• Provided records:
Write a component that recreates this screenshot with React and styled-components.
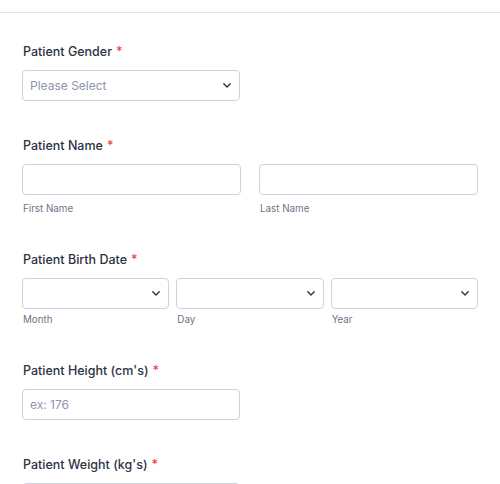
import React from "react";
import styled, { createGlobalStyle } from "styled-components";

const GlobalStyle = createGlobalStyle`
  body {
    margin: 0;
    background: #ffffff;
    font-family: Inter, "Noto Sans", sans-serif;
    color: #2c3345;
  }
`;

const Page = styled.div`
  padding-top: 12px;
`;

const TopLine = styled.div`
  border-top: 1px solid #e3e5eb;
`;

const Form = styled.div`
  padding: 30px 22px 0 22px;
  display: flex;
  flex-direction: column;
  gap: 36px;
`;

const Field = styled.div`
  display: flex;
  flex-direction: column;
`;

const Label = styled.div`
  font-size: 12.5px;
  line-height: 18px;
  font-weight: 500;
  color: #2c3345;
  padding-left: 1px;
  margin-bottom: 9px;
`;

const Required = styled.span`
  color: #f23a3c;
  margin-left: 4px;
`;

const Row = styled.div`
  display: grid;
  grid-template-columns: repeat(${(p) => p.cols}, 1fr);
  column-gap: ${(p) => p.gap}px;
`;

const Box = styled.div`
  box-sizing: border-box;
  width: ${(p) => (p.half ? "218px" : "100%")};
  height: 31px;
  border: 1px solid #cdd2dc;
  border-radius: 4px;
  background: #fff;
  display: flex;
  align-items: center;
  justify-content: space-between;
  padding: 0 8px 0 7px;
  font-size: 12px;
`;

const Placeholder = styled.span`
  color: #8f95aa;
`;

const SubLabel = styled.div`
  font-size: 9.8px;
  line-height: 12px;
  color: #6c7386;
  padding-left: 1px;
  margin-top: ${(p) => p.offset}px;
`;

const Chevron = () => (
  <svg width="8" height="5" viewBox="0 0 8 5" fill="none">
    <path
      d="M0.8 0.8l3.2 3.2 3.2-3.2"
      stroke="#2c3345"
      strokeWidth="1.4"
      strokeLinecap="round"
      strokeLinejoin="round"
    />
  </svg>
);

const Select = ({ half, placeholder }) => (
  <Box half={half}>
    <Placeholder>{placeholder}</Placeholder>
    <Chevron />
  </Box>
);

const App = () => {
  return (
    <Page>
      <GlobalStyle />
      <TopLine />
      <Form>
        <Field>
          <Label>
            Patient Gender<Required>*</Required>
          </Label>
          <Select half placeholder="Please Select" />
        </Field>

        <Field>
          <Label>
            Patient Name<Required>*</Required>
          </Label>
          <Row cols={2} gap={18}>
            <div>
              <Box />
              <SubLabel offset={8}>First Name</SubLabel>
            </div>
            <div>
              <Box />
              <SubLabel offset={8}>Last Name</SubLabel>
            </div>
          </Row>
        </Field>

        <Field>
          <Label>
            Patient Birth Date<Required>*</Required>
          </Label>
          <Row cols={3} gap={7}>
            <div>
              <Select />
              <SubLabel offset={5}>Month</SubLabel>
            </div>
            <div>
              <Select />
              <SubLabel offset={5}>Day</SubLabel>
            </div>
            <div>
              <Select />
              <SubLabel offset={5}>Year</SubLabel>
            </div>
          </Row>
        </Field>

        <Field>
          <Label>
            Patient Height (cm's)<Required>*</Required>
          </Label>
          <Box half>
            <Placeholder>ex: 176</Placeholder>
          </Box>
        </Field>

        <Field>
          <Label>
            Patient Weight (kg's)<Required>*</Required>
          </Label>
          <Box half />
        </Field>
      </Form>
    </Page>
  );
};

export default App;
---
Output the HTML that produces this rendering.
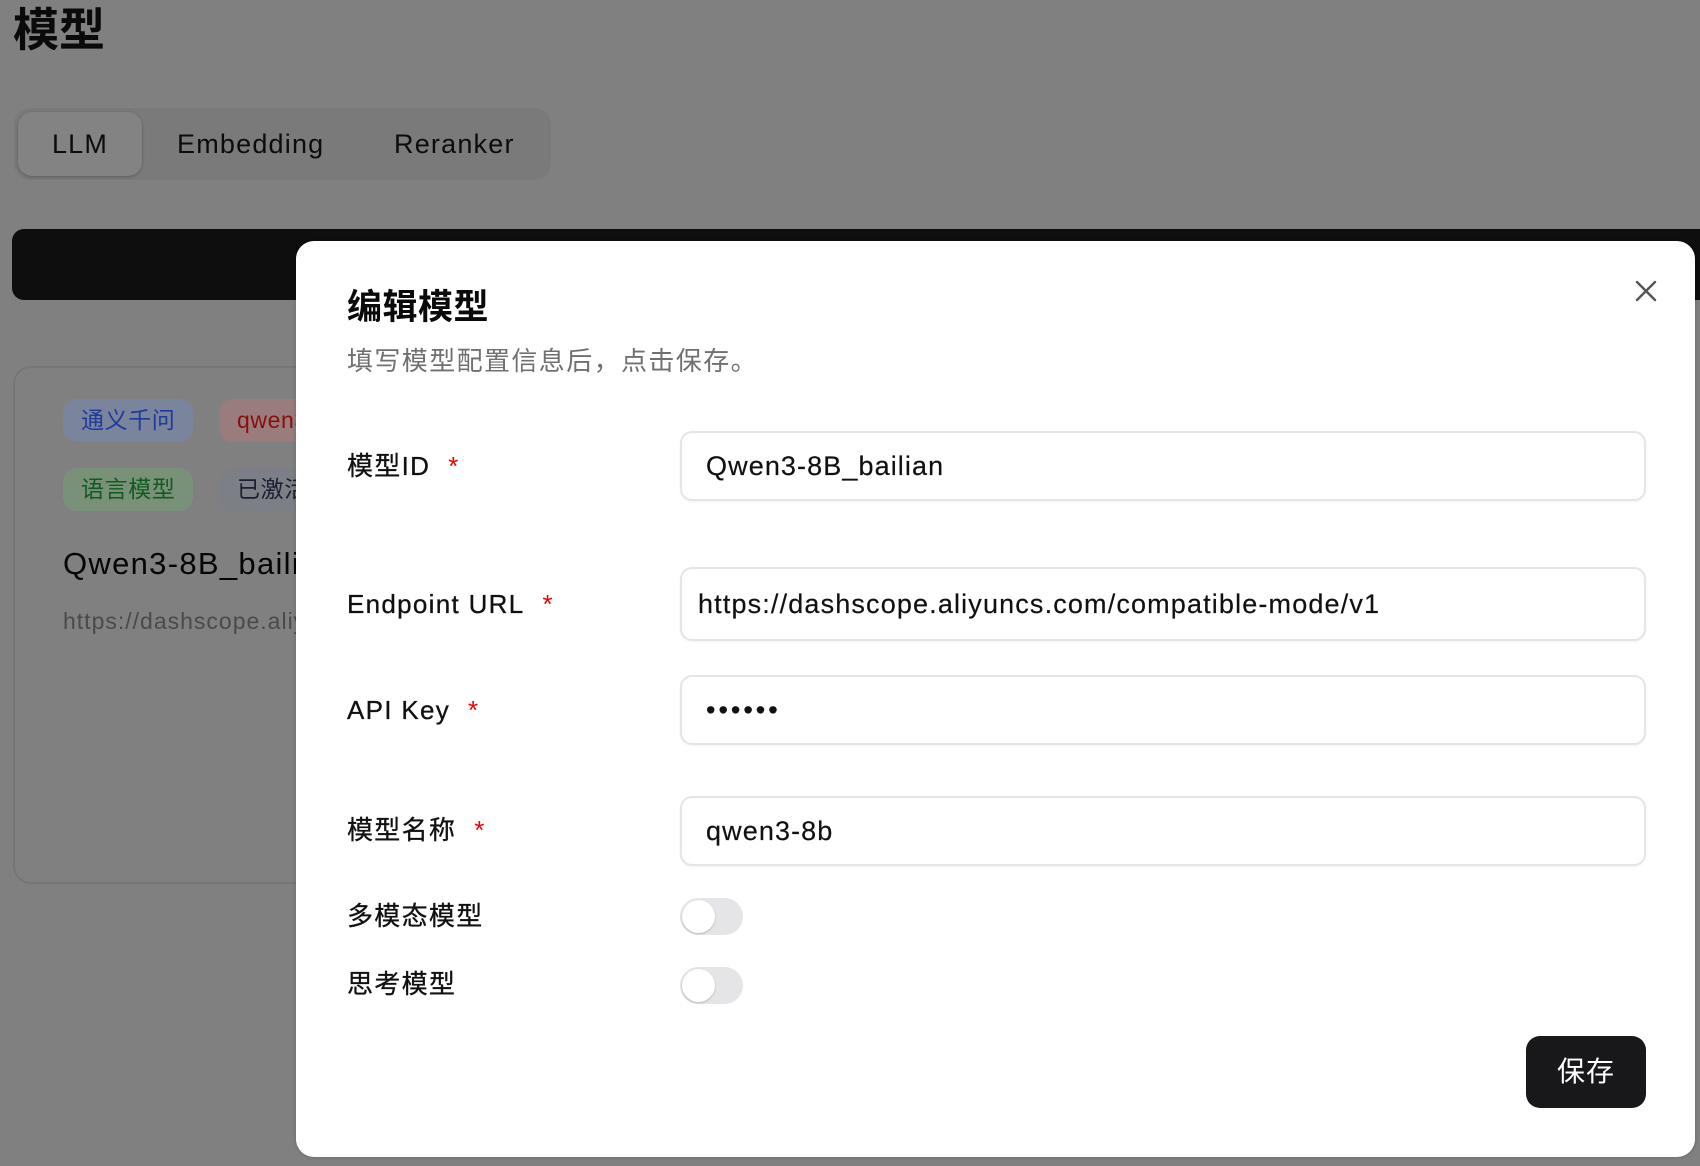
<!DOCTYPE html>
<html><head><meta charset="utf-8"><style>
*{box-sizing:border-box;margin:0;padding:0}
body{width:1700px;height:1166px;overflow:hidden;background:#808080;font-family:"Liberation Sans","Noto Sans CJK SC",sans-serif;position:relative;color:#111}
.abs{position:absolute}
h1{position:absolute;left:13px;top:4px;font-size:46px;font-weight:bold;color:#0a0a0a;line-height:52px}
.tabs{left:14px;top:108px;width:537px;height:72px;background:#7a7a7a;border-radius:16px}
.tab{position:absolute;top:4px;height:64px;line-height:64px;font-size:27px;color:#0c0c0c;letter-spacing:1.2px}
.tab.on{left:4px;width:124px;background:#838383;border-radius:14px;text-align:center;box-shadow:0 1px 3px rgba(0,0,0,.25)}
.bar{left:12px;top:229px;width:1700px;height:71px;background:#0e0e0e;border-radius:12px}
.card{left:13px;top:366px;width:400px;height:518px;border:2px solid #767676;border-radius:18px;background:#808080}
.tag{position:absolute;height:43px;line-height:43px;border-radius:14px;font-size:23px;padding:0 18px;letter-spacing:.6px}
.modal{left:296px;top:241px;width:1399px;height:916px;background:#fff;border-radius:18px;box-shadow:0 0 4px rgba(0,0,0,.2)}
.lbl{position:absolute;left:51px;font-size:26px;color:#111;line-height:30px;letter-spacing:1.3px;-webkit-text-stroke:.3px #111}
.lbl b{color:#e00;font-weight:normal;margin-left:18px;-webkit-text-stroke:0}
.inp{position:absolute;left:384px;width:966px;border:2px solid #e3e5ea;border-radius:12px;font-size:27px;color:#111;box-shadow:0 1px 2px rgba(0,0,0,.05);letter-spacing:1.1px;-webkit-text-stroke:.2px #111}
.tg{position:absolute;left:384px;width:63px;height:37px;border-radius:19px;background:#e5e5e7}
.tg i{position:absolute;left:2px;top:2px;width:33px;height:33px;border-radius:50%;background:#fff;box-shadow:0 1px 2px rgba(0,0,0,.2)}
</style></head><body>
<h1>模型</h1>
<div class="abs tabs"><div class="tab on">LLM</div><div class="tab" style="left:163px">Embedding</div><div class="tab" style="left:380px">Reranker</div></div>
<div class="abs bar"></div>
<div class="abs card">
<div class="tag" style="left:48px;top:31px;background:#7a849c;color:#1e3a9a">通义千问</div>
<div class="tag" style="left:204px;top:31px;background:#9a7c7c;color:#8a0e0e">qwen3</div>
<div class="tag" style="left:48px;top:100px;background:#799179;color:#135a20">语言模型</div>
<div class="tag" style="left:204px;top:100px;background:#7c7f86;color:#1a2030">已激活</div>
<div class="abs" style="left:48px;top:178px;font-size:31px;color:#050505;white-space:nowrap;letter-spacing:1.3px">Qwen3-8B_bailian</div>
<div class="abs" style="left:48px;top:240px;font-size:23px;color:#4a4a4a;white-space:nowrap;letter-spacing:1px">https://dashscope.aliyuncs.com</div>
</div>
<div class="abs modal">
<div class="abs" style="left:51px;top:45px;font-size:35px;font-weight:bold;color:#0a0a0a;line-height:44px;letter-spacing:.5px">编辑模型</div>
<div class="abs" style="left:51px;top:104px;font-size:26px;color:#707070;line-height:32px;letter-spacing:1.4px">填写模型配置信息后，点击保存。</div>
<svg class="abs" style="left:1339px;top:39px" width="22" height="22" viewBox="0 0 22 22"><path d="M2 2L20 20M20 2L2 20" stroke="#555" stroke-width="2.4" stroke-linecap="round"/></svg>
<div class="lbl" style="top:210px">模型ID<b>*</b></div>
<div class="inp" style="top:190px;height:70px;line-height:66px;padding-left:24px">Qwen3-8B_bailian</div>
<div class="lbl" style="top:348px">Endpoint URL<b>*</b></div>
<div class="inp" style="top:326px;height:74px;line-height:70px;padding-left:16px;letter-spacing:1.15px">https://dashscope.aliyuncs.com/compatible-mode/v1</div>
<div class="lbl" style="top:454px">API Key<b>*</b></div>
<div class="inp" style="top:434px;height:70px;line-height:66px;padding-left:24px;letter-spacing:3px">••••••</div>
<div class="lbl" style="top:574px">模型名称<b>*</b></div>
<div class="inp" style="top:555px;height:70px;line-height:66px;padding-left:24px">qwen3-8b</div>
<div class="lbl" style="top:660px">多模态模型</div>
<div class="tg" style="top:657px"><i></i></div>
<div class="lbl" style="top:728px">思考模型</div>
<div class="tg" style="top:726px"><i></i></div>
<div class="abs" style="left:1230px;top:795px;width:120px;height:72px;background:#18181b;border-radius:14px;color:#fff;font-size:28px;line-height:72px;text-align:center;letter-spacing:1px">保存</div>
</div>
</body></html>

• Exercise goal: Pick each line holding the word "React" out of the listing.

• Result for this exercise:
Write a component that recreates this screenshot with React and styled-components.
import React from "react";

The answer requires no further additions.